## Work instructions
All lines in the records below from the line with "Recreate this image" through the line with "import React from" are to be given again exactly, both ends included; the pictures are to be left out.

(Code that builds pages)
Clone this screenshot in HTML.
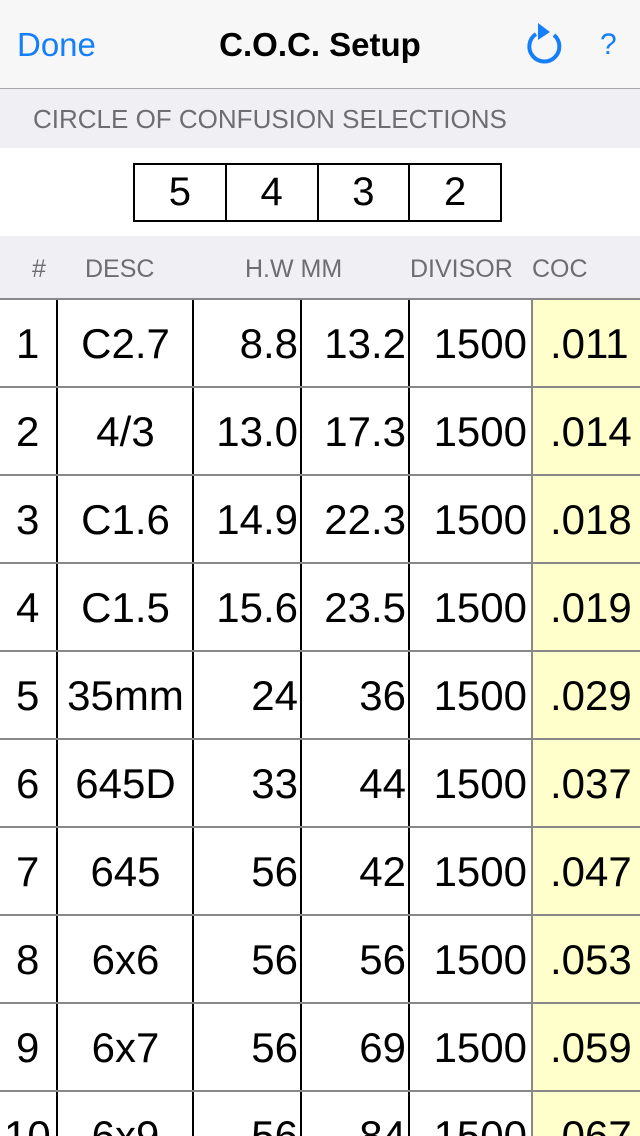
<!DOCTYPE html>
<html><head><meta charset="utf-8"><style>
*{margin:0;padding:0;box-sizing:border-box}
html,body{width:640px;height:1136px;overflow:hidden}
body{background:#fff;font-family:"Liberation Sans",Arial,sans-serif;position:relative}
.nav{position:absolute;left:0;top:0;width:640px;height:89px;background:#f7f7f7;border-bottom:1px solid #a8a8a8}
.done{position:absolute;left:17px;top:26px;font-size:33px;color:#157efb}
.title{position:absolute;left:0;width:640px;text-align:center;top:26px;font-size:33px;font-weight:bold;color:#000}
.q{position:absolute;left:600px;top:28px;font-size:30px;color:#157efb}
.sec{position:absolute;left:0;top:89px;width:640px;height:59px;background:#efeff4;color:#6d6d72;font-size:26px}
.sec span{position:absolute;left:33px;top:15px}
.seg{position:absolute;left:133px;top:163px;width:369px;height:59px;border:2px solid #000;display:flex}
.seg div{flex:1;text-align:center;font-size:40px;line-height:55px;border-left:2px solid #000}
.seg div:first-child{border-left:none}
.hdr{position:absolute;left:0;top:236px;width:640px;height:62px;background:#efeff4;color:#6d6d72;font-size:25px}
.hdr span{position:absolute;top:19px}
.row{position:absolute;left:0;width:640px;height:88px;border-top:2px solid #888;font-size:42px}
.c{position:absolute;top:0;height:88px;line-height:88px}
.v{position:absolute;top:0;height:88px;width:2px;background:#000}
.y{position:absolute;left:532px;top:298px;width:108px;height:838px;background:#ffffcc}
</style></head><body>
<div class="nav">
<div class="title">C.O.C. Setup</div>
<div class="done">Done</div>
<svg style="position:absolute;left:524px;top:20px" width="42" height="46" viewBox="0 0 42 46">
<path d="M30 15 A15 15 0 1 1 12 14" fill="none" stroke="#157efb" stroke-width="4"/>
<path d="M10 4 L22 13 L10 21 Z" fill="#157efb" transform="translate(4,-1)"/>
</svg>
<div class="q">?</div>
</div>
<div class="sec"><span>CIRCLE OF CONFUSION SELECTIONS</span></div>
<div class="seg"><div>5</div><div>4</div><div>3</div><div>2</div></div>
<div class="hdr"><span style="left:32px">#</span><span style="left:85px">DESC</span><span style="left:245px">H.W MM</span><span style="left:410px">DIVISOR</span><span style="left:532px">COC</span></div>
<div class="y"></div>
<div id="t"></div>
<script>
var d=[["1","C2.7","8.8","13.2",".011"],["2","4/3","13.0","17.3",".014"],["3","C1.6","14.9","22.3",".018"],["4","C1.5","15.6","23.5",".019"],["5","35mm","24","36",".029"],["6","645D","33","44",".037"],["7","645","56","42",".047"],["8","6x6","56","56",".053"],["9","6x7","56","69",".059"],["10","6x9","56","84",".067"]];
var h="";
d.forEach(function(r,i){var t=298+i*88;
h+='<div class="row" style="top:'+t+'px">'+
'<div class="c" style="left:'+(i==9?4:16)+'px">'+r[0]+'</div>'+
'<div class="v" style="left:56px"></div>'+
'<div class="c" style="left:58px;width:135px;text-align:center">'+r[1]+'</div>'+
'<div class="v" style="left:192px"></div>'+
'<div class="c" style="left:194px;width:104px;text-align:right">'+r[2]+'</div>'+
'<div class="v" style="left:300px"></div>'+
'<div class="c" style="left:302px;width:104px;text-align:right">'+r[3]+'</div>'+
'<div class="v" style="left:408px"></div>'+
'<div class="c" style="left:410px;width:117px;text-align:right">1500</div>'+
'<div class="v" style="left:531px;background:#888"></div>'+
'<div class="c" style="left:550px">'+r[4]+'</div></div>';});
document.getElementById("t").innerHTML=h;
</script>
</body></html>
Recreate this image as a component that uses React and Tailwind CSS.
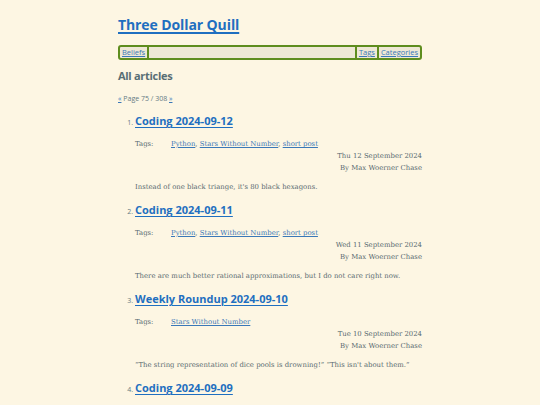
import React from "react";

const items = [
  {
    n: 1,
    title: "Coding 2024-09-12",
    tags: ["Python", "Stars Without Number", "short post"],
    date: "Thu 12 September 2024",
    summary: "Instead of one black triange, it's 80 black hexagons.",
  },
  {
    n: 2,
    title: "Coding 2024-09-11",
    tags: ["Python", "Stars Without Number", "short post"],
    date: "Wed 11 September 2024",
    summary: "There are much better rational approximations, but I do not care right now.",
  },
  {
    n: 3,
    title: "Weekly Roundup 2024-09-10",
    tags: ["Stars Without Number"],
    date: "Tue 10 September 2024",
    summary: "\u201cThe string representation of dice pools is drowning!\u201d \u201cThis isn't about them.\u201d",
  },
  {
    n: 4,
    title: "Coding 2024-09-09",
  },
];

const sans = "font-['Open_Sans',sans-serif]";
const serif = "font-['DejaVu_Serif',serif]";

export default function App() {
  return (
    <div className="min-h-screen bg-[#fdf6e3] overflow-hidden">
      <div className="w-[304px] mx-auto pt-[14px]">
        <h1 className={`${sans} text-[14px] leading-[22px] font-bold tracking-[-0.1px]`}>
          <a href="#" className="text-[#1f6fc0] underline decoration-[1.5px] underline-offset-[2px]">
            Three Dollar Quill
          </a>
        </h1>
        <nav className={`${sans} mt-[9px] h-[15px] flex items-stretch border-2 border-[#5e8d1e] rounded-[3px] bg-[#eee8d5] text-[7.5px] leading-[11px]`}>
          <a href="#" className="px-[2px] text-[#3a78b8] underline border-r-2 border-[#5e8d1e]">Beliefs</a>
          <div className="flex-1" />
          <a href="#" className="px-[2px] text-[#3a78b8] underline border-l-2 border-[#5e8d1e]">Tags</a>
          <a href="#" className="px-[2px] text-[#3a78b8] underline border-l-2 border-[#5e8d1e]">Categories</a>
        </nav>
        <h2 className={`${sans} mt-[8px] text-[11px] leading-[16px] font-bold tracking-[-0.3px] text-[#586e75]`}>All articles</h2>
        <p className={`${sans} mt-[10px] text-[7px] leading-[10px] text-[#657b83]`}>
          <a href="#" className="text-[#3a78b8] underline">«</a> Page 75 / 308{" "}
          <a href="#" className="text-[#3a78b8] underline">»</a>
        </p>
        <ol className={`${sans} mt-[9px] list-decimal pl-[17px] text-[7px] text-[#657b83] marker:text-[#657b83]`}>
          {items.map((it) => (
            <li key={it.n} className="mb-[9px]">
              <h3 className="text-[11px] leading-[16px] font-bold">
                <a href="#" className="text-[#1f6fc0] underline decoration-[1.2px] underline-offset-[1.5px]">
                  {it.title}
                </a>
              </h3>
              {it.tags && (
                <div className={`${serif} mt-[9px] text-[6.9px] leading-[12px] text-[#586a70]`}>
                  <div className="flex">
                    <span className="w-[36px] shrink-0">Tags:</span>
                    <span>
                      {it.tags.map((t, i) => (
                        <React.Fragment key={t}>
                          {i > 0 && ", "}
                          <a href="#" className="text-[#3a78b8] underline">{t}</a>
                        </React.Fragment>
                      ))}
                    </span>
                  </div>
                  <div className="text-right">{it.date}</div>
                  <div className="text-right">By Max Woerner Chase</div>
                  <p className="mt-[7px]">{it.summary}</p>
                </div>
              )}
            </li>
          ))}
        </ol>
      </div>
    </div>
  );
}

## The answer
Recreate this image as a component that uses React and Tailwind CSS.
import React from "react";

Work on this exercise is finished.